Esprimendo la volontà di proseguire la mobilitazione avviata la scorsa primavera, i rappresentanti degli studenti ritengono fondamentale far sentire la loro voce in un contesto accademico. Questa scelta di occupare l’università rientra in una strategia volta a stimolare una presa di coscienza collettiva sul dramma palestinese e sull’influenza che le scelte politiche e commerciali hanno sulle vite delle persone.
Richiesta di coerenza e trasparenza
I collettivi hanno simbolicamente alzato la voce contro la complicità delle università con i conflitti armati.
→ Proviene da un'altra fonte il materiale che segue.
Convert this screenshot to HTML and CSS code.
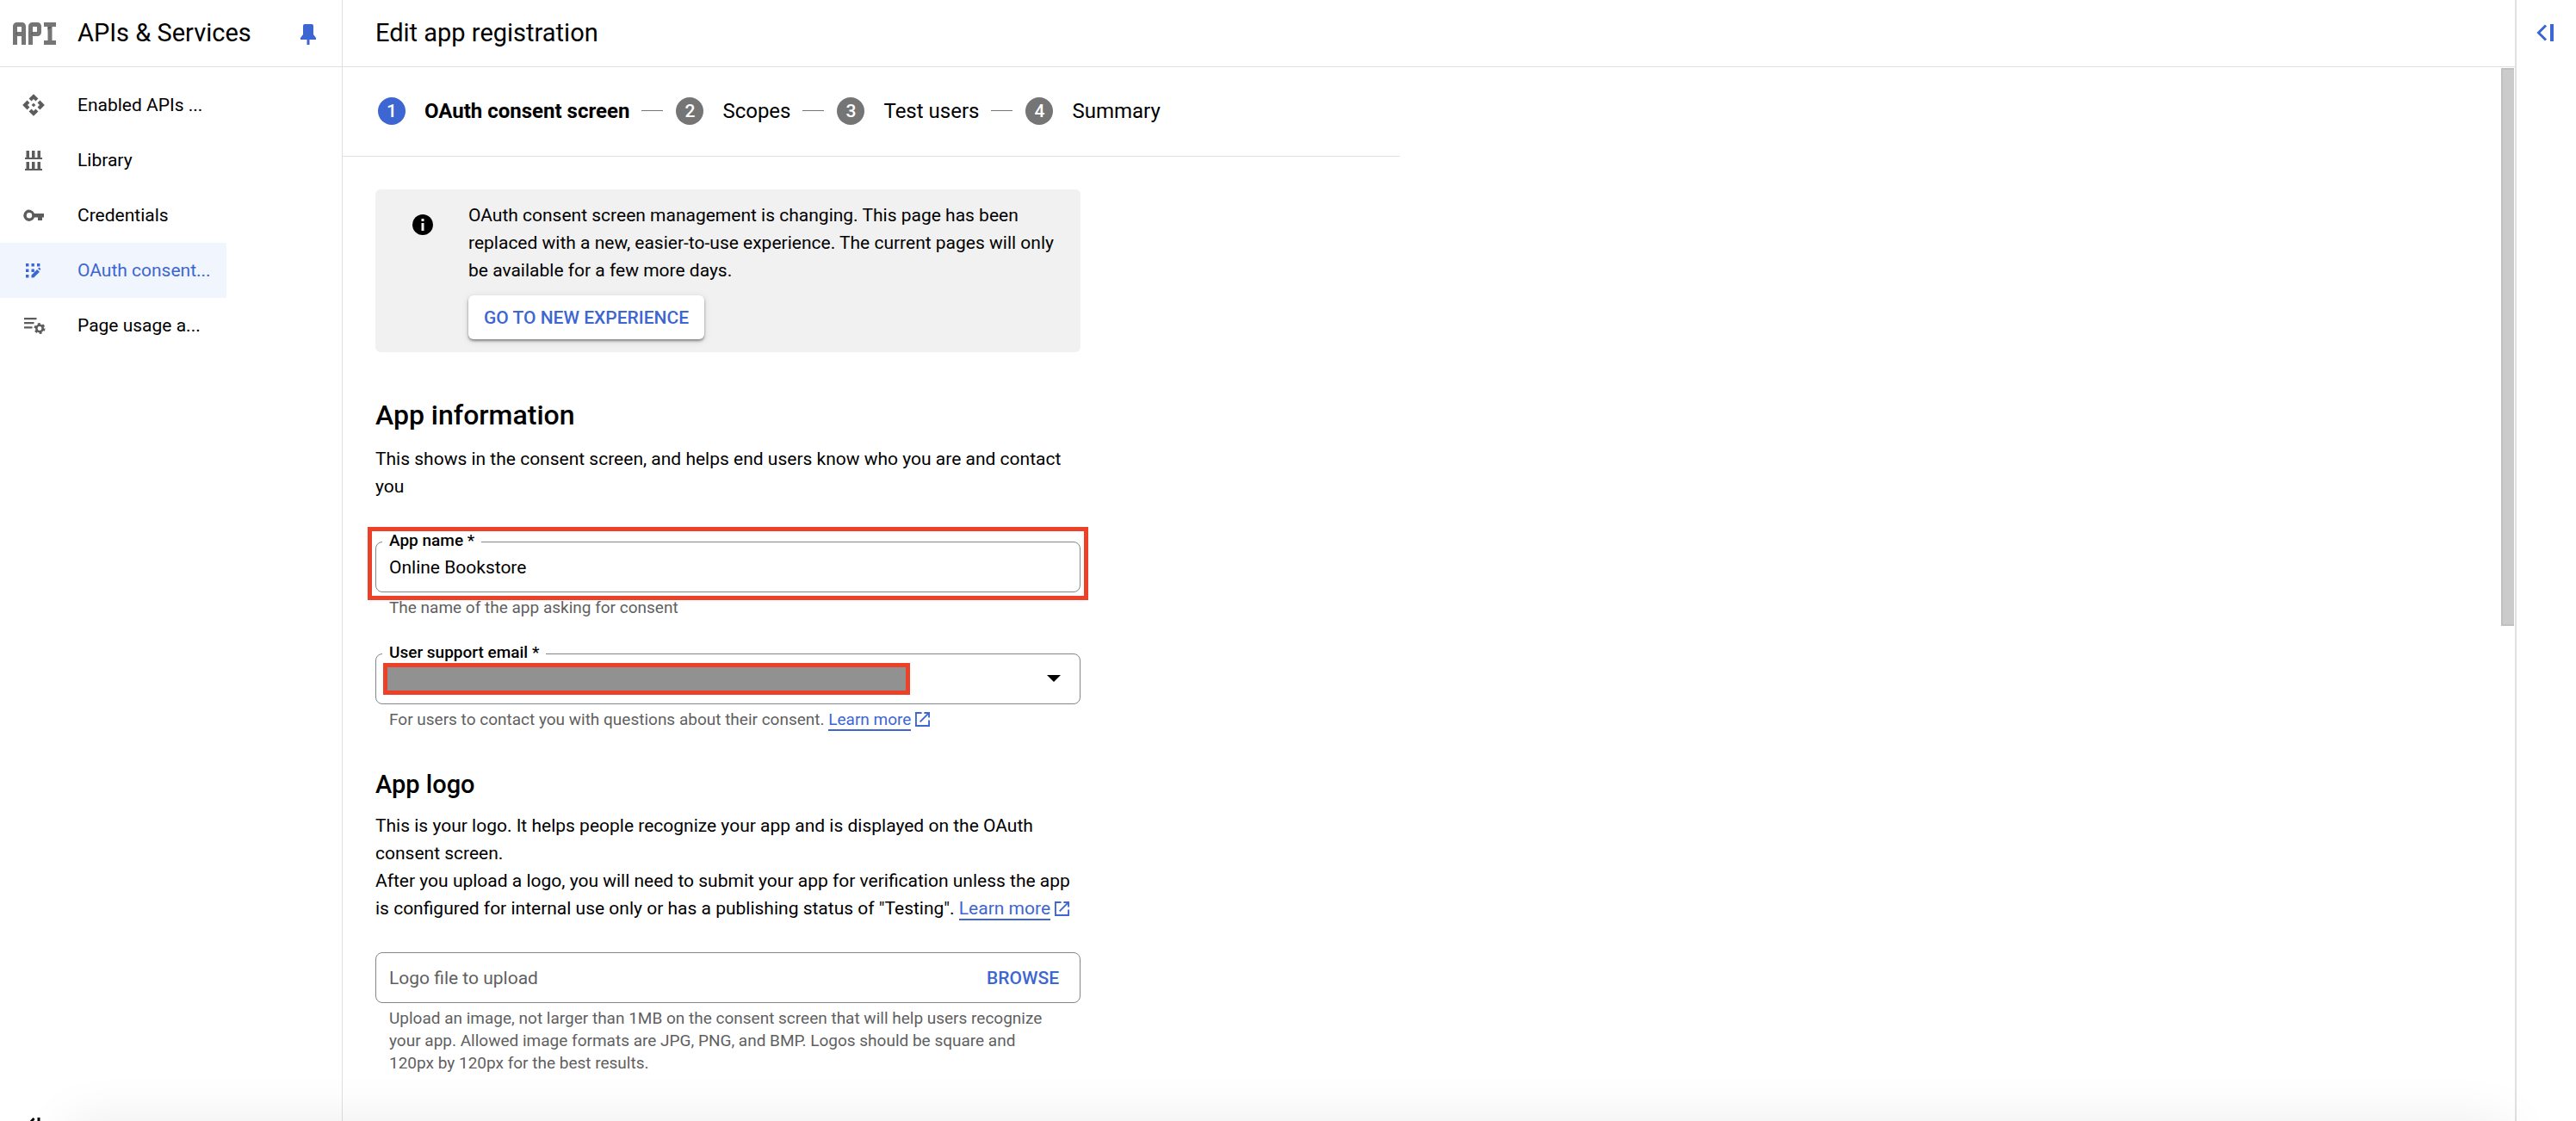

In particolare, fanno riferimento a un incontro avvenuto lo scorso anno con oltre 600 studenti, durante il quale il rettore della Federico II si era impegnato a dimettersi dalla Fondazione Med-Or, che ha legami con Leonardo S.p.A. e con il settore bellico. Questo impegno rappresenta una richiesta di coerenza e responsabilità da parte delle istituzioni accademiche, affinché non sostengano attivamente o passivamente operazioni belliche e violenze.
La protesta intende trasmettere un messaggio forte e chiaro al mondo accademico: i giovani non accetteranno un clima di guerra e riarmo, e continueranno a far sentire la loro voce fino a quando la collaborazione delle università con pratiche di genocidio e di violenza non verrà interrotta. Queste azioni rappresentano il tentativo di mobilitare le coscienze e incoraggiare un più ampio supporto per la giustizia sociale e per i diritti umani.